[JOB] Only lines holding the word "React" should be copied from the material.

[COLLECTED DATA]

** BEGIN **

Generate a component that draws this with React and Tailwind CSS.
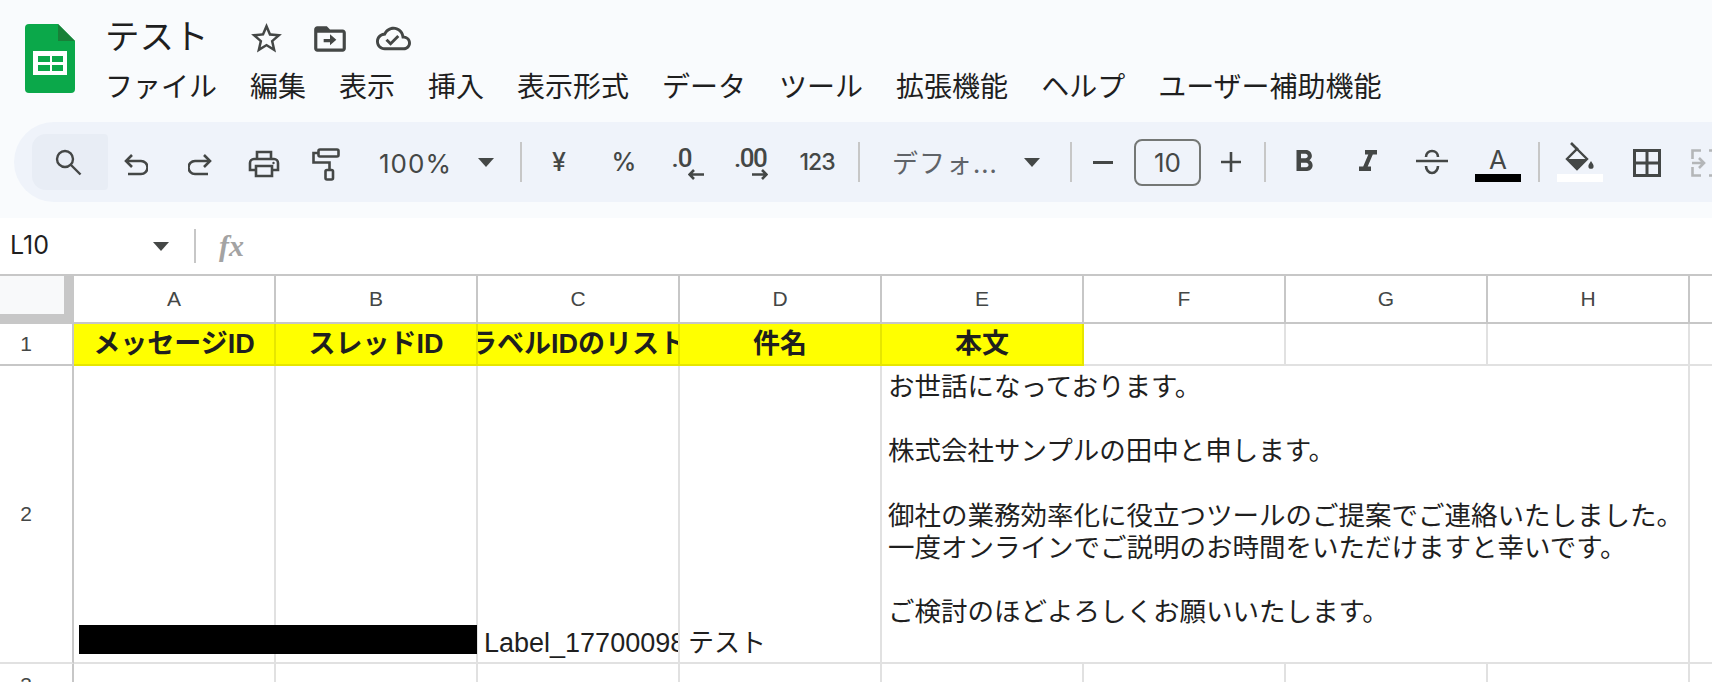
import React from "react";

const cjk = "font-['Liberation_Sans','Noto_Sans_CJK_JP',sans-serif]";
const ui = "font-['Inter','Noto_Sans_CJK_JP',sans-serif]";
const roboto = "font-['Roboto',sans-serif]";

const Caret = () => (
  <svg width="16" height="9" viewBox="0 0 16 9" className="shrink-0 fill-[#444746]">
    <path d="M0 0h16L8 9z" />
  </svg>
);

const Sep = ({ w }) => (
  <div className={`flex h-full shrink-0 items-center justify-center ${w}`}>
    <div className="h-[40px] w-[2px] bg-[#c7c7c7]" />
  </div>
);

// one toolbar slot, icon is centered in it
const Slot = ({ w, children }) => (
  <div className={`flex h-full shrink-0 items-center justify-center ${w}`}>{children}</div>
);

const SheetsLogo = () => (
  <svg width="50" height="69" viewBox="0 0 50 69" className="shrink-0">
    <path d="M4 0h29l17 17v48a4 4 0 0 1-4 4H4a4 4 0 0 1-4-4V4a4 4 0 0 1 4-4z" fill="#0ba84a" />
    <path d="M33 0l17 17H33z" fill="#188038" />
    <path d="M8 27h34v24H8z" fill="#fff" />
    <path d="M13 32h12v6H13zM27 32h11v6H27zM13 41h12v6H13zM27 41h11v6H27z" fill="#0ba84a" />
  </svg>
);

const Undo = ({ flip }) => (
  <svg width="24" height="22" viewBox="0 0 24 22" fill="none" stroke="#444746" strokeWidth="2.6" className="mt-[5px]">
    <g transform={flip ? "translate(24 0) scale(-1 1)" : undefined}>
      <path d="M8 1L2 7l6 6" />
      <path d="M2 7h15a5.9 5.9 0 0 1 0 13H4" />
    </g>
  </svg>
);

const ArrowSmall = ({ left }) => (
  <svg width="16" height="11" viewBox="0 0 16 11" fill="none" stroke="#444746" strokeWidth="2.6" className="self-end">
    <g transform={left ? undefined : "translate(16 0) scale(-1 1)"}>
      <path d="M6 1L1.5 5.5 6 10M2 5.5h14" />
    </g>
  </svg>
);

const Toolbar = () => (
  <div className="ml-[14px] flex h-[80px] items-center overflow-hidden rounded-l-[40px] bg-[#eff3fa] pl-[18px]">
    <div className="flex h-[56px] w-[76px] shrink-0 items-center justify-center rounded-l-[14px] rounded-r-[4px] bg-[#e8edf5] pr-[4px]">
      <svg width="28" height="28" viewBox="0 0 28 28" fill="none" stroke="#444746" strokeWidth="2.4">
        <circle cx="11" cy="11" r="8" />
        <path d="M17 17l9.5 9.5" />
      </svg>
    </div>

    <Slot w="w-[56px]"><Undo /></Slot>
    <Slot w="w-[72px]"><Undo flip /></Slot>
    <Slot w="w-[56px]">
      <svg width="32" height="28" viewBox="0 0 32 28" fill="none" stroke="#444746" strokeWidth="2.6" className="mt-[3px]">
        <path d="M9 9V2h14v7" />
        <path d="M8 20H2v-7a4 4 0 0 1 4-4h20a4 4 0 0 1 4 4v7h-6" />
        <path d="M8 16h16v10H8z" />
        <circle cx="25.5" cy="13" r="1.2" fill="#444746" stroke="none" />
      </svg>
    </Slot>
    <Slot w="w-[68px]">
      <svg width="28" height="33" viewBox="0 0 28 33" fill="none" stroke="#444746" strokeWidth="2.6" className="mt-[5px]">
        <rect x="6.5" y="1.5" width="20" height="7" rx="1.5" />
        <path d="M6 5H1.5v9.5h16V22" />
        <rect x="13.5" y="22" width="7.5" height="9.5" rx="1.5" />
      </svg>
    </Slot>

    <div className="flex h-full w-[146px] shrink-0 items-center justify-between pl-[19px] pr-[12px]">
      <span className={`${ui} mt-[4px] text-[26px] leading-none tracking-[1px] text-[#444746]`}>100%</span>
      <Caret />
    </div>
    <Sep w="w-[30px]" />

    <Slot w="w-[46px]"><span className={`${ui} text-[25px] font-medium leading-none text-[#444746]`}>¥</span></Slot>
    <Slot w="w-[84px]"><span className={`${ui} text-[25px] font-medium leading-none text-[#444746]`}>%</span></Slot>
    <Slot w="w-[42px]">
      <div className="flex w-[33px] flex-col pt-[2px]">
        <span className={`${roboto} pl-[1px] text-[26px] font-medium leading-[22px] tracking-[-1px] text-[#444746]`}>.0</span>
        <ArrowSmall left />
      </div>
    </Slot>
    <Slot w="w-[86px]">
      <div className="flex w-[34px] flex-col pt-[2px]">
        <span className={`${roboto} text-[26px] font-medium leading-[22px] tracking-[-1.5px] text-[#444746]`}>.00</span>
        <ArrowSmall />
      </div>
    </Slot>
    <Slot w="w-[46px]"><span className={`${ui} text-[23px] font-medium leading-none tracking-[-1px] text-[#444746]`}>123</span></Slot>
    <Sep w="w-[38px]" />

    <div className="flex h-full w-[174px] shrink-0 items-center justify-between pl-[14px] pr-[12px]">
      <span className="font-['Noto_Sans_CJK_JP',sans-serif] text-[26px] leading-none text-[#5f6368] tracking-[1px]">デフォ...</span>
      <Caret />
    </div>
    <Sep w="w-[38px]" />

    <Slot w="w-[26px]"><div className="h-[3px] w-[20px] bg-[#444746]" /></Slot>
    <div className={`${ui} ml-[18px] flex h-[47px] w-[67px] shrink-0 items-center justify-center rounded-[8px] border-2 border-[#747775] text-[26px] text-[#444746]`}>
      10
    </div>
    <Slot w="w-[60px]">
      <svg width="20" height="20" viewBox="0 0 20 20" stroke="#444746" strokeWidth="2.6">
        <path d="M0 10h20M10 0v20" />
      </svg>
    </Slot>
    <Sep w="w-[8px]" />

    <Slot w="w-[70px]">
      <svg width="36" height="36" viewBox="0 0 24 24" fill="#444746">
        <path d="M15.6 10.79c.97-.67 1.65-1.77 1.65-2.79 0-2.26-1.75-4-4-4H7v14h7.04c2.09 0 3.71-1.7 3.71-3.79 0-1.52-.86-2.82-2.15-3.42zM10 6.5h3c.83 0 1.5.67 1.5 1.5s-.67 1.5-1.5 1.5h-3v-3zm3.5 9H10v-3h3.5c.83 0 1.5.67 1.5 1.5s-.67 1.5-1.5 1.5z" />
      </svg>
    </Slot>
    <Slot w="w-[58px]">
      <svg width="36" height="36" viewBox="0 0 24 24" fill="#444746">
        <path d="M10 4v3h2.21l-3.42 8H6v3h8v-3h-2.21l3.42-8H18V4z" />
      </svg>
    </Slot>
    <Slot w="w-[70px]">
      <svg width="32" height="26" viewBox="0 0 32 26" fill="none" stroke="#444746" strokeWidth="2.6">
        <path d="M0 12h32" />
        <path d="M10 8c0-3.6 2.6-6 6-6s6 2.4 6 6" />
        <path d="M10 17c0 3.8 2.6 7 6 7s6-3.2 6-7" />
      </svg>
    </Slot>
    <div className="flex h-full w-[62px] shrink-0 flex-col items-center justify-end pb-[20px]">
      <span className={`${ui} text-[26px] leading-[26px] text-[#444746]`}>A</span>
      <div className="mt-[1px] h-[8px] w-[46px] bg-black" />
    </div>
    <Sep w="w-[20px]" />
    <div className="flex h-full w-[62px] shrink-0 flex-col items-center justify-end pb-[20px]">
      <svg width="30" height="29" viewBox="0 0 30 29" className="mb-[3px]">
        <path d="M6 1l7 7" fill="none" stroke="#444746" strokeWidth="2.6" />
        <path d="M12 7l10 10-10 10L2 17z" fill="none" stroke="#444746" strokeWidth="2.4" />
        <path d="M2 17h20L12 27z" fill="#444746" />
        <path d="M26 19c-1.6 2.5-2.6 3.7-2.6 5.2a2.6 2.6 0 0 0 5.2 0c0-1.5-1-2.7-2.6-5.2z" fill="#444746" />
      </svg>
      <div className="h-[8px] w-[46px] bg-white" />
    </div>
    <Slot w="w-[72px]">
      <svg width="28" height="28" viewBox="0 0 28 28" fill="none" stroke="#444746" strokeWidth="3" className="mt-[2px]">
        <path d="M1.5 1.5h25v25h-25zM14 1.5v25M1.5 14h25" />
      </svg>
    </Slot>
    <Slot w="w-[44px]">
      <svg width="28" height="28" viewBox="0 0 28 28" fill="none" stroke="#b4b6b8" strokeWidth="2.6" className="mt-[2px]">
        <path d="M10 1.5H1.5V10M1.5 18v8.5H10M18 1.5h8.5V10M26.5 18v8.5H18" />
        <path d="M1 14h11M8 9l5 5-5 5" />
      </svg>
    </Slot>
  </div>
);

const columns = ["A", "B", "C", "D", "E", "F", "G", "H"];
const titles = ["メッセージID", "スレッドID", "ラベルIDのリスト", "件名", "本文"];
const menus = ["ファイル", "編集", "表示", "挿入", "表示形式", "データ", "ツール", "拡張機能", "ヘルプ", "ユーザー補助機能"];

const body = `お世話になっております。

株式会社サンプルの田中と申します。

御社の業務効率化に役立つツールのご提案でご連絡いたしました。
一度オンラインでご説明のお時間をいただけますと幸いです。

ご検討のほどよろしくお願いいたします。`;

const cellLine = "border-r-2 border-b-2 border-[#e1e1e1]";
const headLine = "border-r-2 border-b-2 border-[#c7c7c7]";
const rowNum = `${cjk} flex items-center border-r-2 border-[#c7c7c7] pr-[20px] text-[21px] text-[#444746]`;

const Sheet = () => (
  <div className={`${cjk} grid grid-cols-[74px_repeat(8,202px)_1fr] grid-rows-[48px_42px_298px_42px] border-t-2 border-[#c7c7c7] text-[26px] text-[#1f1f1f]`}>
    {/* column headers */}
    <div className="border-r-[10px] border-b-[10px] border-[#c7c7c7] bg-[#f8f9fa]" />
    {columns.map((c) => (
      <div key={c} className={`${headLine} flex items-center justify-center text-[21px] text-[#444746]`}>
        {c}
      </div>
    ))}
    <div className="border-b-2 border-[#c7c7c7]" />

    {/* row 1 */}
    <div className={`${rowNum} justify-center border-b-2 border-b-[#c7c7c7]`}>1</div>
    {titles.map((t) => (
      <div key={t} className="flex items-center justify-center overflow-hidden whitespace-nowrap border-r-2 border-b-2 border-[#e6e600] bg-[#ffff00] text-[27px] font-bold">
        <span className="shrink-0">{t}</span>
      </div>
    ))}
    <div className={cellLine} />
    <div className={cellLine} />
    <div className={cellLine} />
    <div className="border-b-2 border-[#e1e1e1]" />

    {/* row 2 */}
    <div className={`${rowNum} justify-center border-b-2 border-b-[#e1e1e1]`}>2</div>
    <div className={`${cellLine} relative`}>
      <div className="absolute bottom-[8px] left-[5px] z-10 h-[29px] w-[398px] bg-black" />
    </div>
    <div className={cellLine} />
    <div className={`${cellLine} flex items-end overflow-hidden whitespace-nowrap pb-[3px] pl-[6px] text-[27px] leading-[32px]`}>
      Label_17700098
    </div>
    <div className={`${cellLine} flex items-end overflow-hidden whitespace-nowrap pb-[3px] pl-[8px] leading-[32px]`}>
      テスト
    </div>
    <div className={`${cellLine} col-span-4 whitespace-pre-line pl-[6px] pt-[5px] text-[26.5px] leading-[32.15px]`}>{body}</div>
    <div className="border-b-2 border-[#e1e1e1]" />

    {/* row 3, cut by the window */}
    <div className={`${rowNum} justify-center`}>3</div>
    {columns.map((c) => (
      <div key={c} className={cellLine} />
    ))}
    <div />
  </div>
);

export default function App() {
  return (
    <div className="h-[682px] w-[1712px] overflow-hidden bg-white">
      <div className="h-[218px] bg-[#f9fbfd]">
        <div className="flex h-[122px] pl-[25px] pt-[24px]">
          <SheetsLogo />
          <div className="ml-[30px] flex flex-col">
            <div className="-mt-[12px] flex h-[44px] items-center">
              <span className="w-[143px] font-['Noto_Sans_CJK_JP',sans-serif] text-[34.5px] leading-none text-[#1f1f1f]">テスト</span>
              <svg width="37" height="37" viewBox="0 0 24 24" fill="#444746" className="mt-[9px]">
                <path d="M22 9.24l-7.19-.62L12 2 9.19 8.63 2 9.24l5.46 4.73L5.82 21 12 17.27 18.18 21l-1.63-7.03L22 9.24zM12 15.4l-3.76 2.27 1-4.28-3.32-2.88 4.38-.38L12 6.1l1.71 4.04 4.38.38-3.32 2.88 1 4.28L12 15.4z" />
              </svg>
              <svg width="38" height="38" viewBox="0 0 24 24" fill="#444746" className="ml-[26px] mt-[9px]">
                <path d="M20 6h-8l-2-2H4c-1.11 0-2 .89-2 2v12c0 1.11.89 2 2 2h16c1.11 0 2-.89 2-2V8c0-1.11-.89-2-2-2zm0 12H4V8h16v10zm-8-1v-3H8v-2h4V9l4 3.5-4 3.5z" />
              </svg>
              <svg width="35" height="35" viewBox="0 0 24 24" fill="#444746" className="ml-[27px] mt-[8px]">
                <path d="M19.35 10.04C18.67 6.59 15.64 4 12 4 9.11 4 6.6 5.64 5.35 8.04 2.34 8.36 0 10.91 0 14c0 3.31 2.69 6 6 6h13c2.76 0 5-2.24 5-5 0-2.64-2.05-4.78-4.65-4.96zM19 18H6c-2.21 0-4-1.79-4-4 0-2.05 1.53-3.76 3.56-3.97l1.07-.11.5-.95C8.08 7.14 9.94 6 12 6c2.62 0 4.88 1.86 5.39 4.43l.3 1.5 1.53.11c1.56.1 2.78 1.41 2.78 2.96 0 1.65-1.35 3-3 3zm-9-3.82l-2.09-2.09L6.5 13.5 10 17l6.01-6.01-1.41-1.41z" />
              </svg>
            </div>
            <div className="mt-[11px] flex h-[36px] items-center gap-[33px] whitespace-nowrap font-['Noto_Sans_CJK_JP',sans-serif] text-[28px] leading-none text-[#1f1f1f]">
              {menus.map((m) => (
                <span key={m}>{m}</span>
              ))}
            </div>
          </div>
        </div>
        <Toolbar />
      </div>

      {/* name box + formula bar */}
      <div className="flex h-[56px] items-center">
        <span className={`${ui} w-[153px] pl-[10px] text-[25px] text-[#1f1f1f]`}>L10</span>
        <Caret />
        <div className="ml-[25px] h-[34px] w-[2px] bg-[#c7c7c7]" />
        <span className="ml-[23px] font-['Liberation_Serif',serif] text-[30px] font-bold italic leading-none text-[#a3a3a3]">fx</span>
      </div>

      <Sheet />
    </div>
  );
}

** END **

[COMPLETED TASK]
Generate a component that draws this with React and Tailwind CSS.
import React from "react";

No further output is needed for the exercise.